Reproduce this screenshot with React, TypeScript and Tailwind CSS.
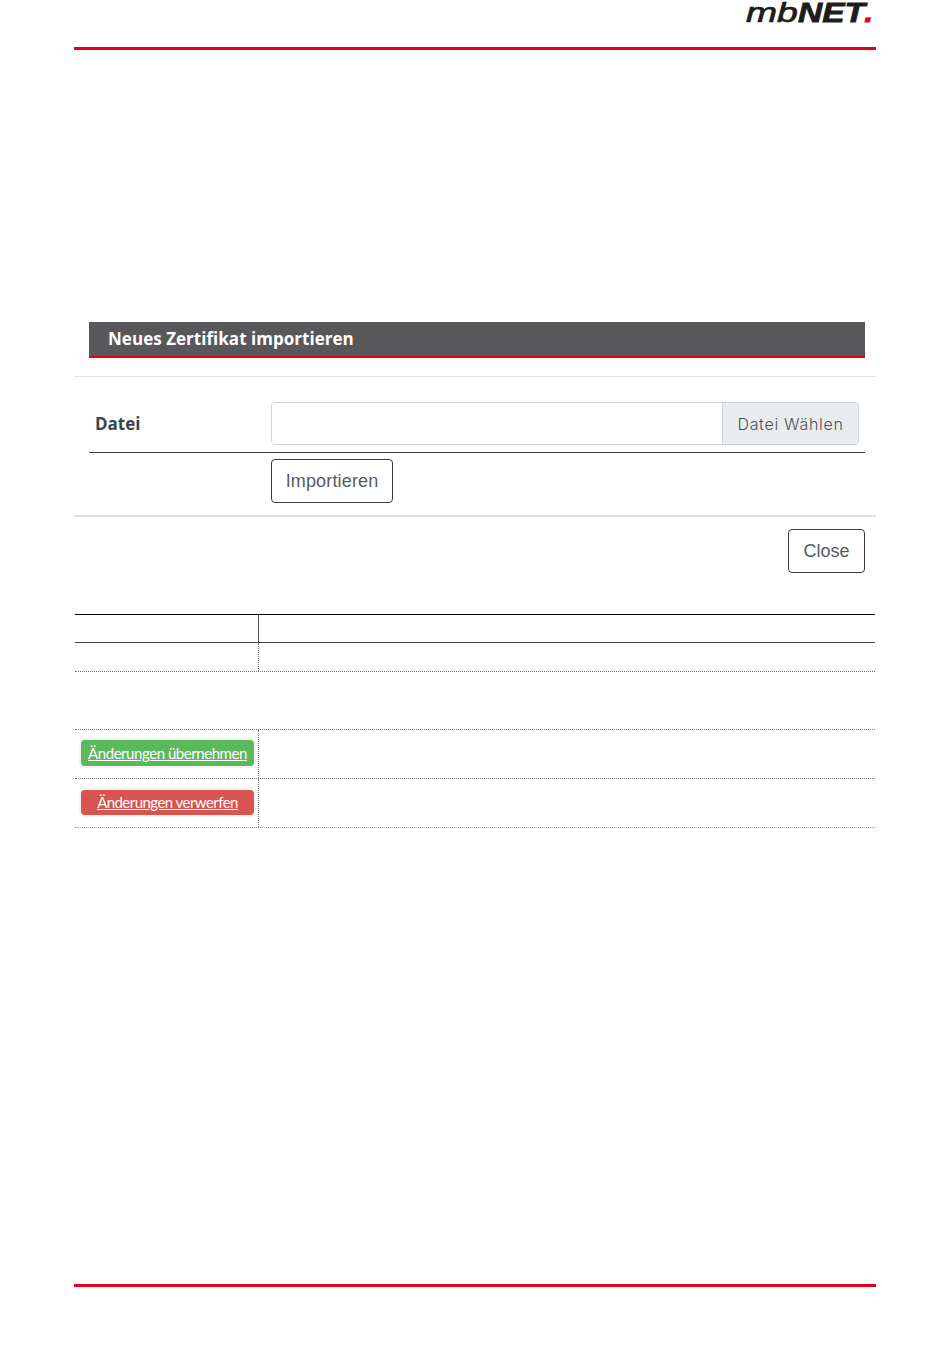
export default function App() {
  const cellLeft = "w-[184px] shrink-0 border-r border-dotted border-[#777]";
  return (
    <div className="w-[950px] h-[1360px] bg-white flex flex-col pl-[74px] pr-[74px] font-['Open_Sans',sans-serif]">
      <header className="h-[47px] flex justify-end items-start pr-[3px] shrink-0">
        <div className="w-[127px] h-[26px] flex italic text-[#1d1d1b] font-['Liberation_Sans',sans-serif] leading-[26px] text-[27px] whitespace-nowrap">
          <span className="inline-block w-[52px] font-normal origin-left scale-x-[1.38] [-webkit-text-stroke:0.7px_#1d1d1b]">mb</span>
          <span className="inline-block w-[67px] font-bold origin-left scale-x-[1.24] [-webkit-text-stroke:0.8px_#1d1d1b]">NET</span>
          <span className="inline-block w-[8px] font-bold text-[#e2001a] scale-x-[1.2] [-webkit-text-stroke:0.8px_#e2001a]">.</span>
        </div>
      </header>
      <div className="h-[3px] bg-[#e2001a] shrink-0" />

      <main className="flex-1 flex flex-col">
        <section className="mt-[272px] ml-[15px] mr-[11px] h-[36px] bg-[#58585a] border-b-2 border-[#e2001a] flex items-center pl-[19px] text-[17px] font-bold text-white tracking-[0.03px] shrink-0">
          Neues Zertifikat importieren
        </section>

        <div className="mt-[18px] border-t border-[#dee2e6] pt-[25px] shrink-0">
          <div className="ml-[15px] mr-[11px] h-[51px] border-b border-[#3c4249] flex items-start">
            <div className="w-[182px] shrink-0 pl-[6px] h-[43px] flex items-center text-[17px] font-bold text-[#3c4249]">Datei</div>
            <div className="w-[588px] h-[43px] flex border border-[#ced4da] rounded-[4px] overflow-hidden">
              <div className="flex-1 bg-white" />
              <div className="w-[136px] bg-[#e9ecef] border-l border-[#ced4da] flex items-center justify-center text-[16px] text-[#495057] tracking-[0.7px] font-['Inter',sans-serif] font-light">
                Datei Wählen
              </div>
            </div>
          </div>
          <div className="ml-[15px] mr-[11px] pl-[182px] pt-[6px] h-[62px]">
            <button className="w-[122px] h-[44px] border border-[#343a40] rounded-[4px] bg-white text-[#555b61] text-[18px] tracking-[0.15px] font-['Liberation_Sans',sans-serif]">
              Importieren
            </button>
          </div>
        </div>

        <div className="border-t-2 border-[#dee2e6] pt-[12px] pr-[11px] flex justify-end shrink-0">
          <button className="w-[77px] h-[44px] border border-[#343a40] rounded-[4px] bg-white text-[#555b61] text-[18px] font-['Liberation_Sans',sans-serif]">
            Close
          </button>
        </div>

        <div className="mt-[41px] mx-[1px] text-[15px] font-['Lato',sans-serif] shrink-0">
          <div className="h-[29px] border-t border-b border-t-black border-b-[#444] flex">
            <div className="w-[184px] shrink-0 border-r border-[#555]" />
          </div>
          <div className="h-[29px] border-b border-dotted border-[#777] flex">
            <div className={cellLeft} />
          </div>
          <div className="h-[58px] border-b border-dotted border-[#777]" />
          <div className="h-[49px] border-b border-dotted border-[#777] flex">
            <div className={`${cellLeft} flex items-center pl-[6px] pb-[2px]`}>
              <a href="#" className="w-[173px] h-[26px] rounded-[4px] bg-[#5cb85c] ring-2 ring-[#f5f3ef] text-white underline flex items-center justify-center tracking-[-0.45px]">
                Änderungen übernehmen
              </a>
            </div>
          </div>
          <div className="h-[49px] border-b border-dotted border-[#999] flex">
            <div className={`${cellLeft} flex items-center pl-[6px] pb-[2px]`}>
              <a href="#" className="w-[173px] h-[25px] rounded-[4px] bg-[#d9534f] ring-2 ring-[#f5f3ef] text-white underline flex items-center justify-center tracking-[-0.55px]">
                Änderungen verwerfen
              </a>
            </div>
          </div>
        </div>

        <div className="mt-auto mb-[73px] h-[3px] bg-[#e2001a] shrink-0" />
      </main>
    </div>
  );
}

__Aim__:
Could you repeat all of the material exactly? Pictures should not be copied.

__Result__:
Reproduce this screenshot with React, TypeScript and Tailwind CSS.
export default function App() {
  const cellLeft = "w-[184px] shrink-0 border-r border-dotted border-[#777]";
  return (
    <div className="w-[950px] h-[1360px] bg-white flex flex-col pl-[74px] pr-[74px] font-['Open_Sans',sans-serif]">
      <header className="h-[47px] flex justify-end items-start pr-[3px] shrink-0">
        <div className="w-[127px] h-[26px] flex italic text-[#1d1d1b] font-['Liberation_Sans',sans-serif] leading-[26px] text-[27px] whitespace-nowrap">
          <span className="inline-block w-[52px] font-normal origin-left scale-x-[1.38] [-webkit-text-stroke:0.7px_#1d1d1b]">mb</span>
          <span className="inline-block w-[67px] font-bold origin-left scale-x-[1.24] [-webkit-text-stroke:0.8px_#1d1d1b]">NET</span>
          <span className="inline-block w-[8px] font-bold text-[#e2001a] scale-x-[1.2] [-webkit-text-stroke:0.8px_#e2001a]">.</span>
        </div>
      </header>
      <div className="h-[3px] bg-[#e2001a] shrink-0" />

      <main className="flex-1 flex flex-col">
        <section className="mt-[272px] ml-[15px] mr-[11px] h-[36px] bg-[#58585a] border-b-2 border-[#e2001a] flex items-center pl-[19px] text-[17px] font-bold text-white tracking-[0.03px] shrink-0">
          Neues Zertifikat importieren
        </section>

        <div className="mt-[18px] border-t border-[#dee2e6] pt-[25px] shrink-0">
          <div className="ml-[15px] mr-[11px] h-[51px] border-b border-[#3c4249] flex items-start">
            <div className="w-[182px] shrink-0 pl-[6px] h-[43px] flex items-center text-[17px] font-bold text-[#3c4249]">Datei</div>
            <div className="w-[588px] h-[43px] flex border border-[#ced4da] rounded-[4px] overflow-hidden">
              <div className="flex-1 bg-white" />
              <div className="w-[136px] bg-[#e9ecef] border-l border-[#ced4da] flex items-center justify-center text-[16px] text-[#495057] tracking-[0.7px] font-['Inter',sans-serif] font-light">
                Datei Wählen
              </div>
            </div>
          </div>
          <div className="ml-[15px] mr-[11px] pl-[182px] pt-[6px] h-[62px]">
            <button className="w-[122px] h-[44px] border border-[#343a40] rounded-[4px] bg-white text-[#555b61] text-[18px] tracking-[0.15px] font-['Liberation_Sans',sans-serif]">
              Importieren
            </button>
          </div>
        </div>

        <div className="border-t-2 border-[#dee2e6] pt-[12px] pr-[11px] flex justify-end shrink-0">
          <button className="w-[77px] h-[44px] border border-[#343a40] rounded-[4px] bg-white text-[#555b61] text-[18px] font-['Liberation_Sans',sans-serif]">
            Close
          </button>
        </div>

        <div className="mt-[41px] mx-[1px] text-[15px] font-['Lato',sans-serif] shrink-0">
          <div className="h-[29px] border-t border-b border-t-black border-b-[#444] flex">
            <div className="w-[184px] shrink-0 border-r border-[#555]" />
          </div>
          <div className="h-[29px] border-b border-dotted border-[#777] flex">
            <div className={cellLeft} />
          </div>
          <div className="h-[58px] border-b border-dotted border-[#777]" />
          <div className="h-[49px] border-b border-dotted border-[#777] flex">
            <div className={`${cellLeft} flex items-center pl-[6px] pb-[2px]`}>
              <a href="#" className="w-[173px] h-[26px] rounded-[4px] bg-[#5cb85c] ring-2 ring-[#f5f3ef] text-white underline flex items-center justify-center tracking-[-0.45px]">
                Änderungen übernehmen
              </a>
            </div>
          </div>
          <div className="h-[49px] border-b border-dotted border-[#999] flex">
            <div className={`${cellLeft} flex items-center pl-[6px] pb-[2px]`}>
              <a href="#" className="w-[173px] h-[25px] rounded-[4px] bg-[#d9534f] ring-2 ring-[#f5f3ef] text-white underline flex items-center justify-center tracking-[-0.55px]">
                Änderungen verwerfen
              </a>
            </div>
          </div>
        </div>

        <div className="mt-auto mb-[73px] h-[3px] bg-[#e2001a] shrink-0" />
      </main>
    </div>
  );
}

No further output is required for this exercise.